┌──
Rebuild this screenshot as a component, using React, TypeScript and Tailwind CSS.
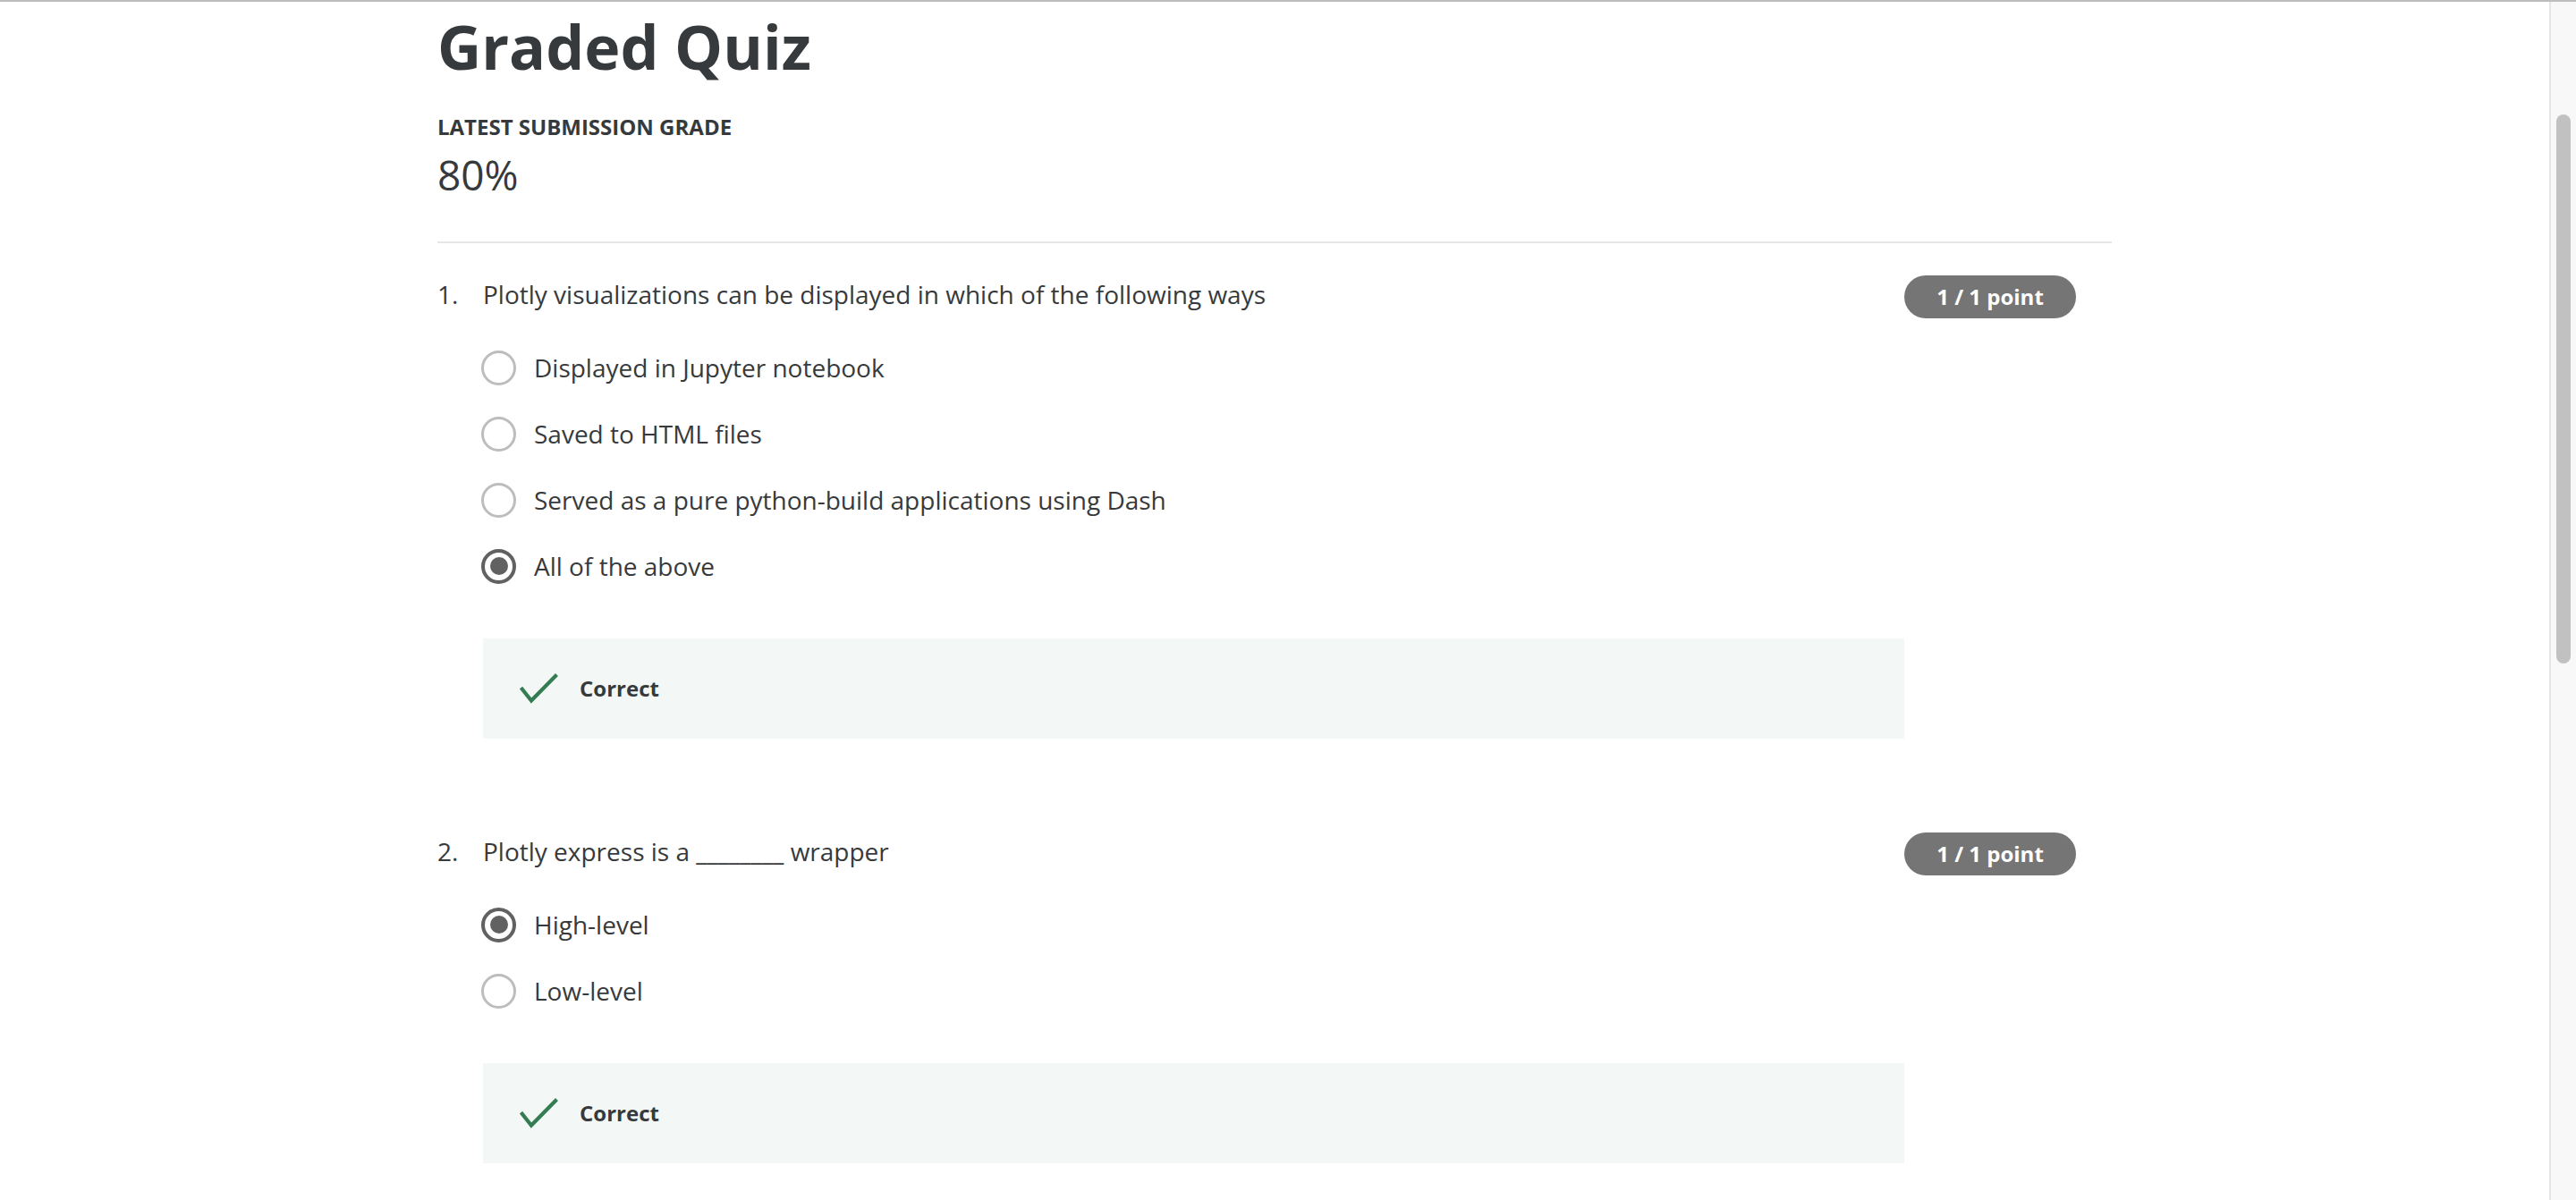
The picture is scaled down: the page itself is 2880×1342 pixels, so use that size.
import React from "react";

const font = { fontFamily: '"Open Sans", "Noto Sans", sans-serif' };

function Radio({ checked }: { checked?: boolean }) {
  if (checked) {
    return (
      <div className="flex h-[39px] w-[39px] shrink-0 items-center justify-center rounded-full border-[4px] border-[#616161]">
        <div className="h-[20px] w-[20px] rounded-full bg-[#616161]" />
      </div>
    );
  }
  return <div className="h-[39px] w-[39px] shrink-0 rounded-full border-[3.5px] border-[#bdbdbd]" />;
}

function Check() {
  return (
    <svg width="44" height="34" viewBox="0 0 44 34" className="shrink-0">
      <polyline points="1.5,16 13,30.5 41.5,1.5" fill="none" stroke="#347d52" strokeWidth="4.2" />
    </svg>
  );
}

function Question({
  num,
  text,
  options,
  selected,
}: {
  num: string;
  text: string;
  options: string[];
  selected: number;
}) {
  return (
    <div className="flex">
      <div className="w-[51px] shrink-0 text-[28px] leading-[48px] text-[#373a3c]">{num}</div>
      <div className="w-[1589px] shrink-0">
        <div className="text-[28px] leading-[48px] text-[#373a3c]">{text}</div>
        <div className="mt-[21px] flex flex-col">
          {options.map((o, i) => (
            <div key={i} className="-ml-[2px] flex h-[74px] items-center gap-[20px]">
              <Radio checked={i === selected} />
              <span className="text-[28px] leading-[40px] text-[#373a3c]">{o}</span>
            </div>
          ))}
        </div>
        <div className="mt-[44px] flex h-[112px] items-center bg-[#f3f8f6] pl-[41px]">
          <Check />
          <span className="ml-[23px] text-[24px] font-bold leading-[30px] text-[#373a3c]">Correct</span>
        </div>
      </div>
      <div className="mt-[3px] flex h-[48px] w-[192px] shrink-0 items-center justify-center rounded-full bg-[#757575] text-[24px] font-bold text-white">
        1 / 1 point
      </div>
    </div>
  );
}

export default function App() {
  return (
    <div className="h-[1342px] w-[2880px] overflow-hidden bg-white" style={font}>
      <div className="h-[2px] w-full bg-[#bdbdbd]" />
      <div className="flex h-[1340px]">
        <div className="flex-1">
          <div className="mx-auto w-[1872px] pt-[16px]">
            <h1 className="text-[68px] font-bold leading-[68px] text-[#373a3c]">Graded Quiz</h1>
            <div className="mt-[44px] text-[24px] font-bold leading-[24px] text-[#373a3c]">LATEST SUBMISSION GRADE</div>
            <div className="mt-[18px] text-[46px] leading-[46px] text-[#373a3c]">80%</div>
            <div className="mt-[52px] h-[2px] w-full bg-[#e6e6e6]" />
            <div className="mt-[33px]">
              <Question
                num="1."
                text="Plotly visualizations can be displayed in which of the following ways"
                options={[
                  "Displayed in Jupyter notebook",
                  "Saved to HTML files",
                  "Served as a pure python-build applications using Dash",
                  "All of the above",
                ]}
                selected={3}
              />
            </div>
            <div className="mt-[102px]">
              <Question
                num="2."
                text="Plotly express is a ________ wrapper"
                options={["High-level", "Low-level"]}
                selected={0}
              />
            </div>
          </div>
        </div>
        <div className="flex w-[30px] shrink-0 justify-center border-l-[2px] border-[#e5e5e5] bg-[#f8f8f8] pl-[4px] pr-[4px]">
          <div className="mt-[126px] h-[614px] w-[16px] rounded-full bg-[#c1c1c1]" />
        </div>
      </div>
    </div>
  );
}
└──
Repeat the material verbatim. Do not carry over any picture.

Answer for the task:
Rebuild this screenshot as a component, using React, TypeScript and Tailwind CSS.
The picture is scaled down: the page itself is 2880×1342 pixels, so use that size.
import React from "react";

const font = { fontFamily: '"Open Sans", "Noto Sans", sans-serif' };

function Radio({ checked }: { checked?: boolean }) {
  if (checked) {
    return (
      <div className="flex h-[39px] w-[39px] shrink-0 items-center justify-center rounded-full border-[4px] border-[#616161]">
        <div className="h-[20px] w-[20px] rounded-full bg-[#616161]" />
      </div>
    );
  }
  return <div className="h-[39px] w-[39px] shrink-0 rounded-full border-[3.5px] border-[#bdbdbd]" />;
}

function Check() {
  return (
    <svg width="44" height="34" viewBox="0 0 44 34" className="shrink-0">
      <polyline points="1.5,16 13,30.5 41.5,1.5" fill="none" stroke="#347d52" strokeWidth="4.2" />
    </svg>
  );
}

function Question({
  num,
  text,
  options,
  selected,
}: {
  num: string;
  text: string;
  options: string[];
  selected: number;
}) {
  return (
    <div className="flex">
      <div className="w-[51px] shrink-0 text-[28px] leading-[48px] text-[#373a3c]">{num}</div>
      <div className="w-[1589px] shrink-0">
        <div className="text-[28px] leading-[48px] text-[#373a3c]">{text}</div>
        <div className="mt-[21px] flex flex-col">
          {options.map((o, i) => (
            <div key={i} className="-ml-[2px] flex h-[74px] items-center gap-[20px]">
              <Radio checked={i === selected} />
              <span className="text-[28px] leading-[40px] text-[#373a3c]">{o}</span>
            </div>
          ))}
        </div>
        <div className="mt-[44px] flex h-[112px] items-center bg-[#f3f8f6] pl-[41px]">
          <Check />
          <span className="ml-[23px] text-[24px] font-bold leading-[30px] text-[#373a3c]">Correct</span>
        </div>
      </div>
      <div className="mt-[3px] flex h-[48px] w-[192px] shrink-0 items-center justify-center rounded-full bg-[#757575] text-[24px] font-bold text-white">
        1 / 1 point
      </div>
    </div>
  );
}

export default function App() {
  return (
    <div className="h-[1342px] w-[2880px] overflow-hidden bg-white" style={font}>
      <div className="h-[2px] w-full bg-[#bdbdbd]" />
      <div className="flex h-[1340px]">
        <div className="flex-1">
          <div className="mx-auto w-[1872px] pt-[16px]">
            <h1 className="text-[68px] font-bold leading-[68px] text-[#373a3c]">Graded Quiz</h1>
            <div className="mt-[44px] text-[24px] font-bold leading-[24px] text-[#373a3c]">LATEST SUBMISSION GRADE</div>
            <div className="mt-[18px] text-[46px] leading-[46px] text-[#373a3c]">80%</div>
            <div className="mt-[52px] h-[2px] w-full bg-[#e6e6e6]" />
            <div className="mt-[33px]">
              <Question
                num="1."
                text="Plotly visualizations can be displayed in which of the following ways"
                options={[
                  "Displayed in Jupyter notebook",
                  "Saved to HTML files",
                  "Served as a pure python-build applications using Dash",
                  "All of the above",
                ]}
                selected={3}
              />
            </div>
            <div className="mt-[102px]">
              <Question
                num="2."
                text="Plotly express is a ________ wrapper"
                options={["High-level", "Low-level"]}
                selected={0}
              />
            </div>
          </div>
        </div>
        <div className="flex w-[30px] shrink-0 justify-center border-l-[2px] border-[#e5e5e5] bg-[#f8f8f8] pl-[4px] pr-[4px]">
          <div className="mt-[126px] h-[614px] w-[16px] rounded-full bg-[#c1c1c1]" />
        </div>
      </div>
    </div>
  );
}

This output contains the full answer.